介護保険法の目的でも「高齢者の尊厳を保持し、ご本人の自己決定を尊重する」といった内容の表記があります。
また、介護施設において10人以下の少人数定員が増えてきているのも、その影響といえるでしょう。
今後、介護においてノーマライゼーションの考え方がさらに重視されていくことが予想されます。

ノーマライゼーションと合わせて押さえておきたい用語

介護職員初任者研修や介護福祉士などの勉強をされている方は、ノーマライゼーションと合わせて

  • QOL(Quality of Life)

というキーワードも押さえておくと良いでしょう。

過去に介護職員初任者研修の記述式レポートで、

「介護を提供する際に留意する点について、尊厳の保持・QOL・ノーマライゼーション・自立支援の4つのキーワード全てを用いて、500文字程度にまとめなさい」

という問題が出題されました。

QOL(Quality of Life)とは直訳すると「生活の質」という意味です。

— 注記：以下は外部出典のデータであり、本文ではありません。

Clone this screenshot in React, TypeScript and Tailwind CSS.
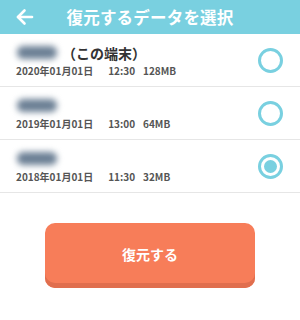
import React, { useState } from "react";

type Backup = {
  id: number;
  date: string;
  time: string;
  size: string;
  current?: boolean;
};

const backups: Backup[] = [
  { id: 1, date: "2020年01月01日", time: "12:30", size: "128MB", current: true },
  { id: 2, date: "2019年01月01日", time: "13:00", size: "64MB" },
  { id: 3, date: "2018年01月01日", time: "11:30", size: "32MB" },
];

const font = { fontFamily: '"Noto Sans CJK JP", "Noto Sans", sans-serif' };

function Radio({ checked }: { checked: boolean }) {
  return (
    <div className="w-[25px] h-[25px] rounded-full border-[3px] border-[#79d0e0] flex items-center justify-center shrink-0">
      {checked && <div className="w-[13px] h-[13px] rounded-full bg-[#79d0e0]" />}
    </div>
  );
}

export default function App() {
  const [selected, setSelected] = useState(3);

  return (
    <div className="w-[300px] h-[320px] bg-white overflow-hidden" style={font}>
      <header className="h-[34px] bg-[#79d0e0] flex items-center relative">
        <button className="absolute left-[13px] top-[5px] text-white">
          <svg width="24" height="24" viewBox="0 0 24 24" fill="none" stroke="currentColor" strokeWidth="2.6" strokeLinecap="round" strokeLinejoin="round">
            <path d="M19 12H5" />
            <path d="M11.5 5.5 5 12l6.5 6.5" />
          </svg>
        </button>
        <h1 className="w-full text-center text-white font-bold text-[16.5px] leading-none tracking-[0.2px]">
          復元するデータを選択
        </h1>
      </header>

      <ul>
        {backups.map((b) => (
          <li
            key={b.id}
            onClick={() => setSelected(b.id)}
            className="h-[53px] border-b border-[#e6e6e6] flex items-center pl-[16px] pr-[17px] cursor-pointer"
          >
            <div className="flex-1 min-w-0 pt-[1px]">
              <div className="h-[20px] flex items-center">
                <div className="w-[40px] h-[13px] rounded-[6px] bg-[#6c8095] blur-[3px] ml-[1px]" />
                {b.current && (
                  <span className="ml-[5px] text-[14px] font-bold text-[#333] leading-none">（この端末）</span>
                )}
              </div>
              <div className="h-[16px] flex items-center text-[10px] font-bold text-[#555] leading-none">
                <span>{b.date}</span>
                <span className="ml-[15px]">{b.time}</span>
                <span className="ml-[8px]">{b.size}</span>
              </div>
            </div>
            <Radio checked={selected === b.id} />
          </li>
        ))}
      </ul>

      <div className="px-[45px] pt-[30px]">
        <button className="w-full h-[65px] rounded-[10px] bg-[#f77d59] shadow-[inset_0_-5px_0_#e06e4e] text-white font-bold text-[14px] pb-[3px]">
          復元する
        </button>
      </div>
    </div>
  );
}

介護・福祉の分野では、障害を持っている人や高齢者を病人扱いしたり寝たきりにさせたりするのではなく、身体的にも精神的にも自立した、充実した生活ができるように支援して行こうというものになります。

障害を持っている人や高齢者のQOLを高めるために、他の人と同じような生活ができるような環境を整備していくノーマライゼーションの考え方が大切です。

まとめ

今回はノーマライゼーションの原理について解説しました。
元々は障害者福祉において使われた考えですが、高齢者福祉・介護においても重要となる考え方となっています。
「障害のある人もない人も互いに支え合い、地域で明るく豊かに暮らし行ける社会を目指す」
この記事をきっかけに自身の介護について考えるきっかけになれば幸いです。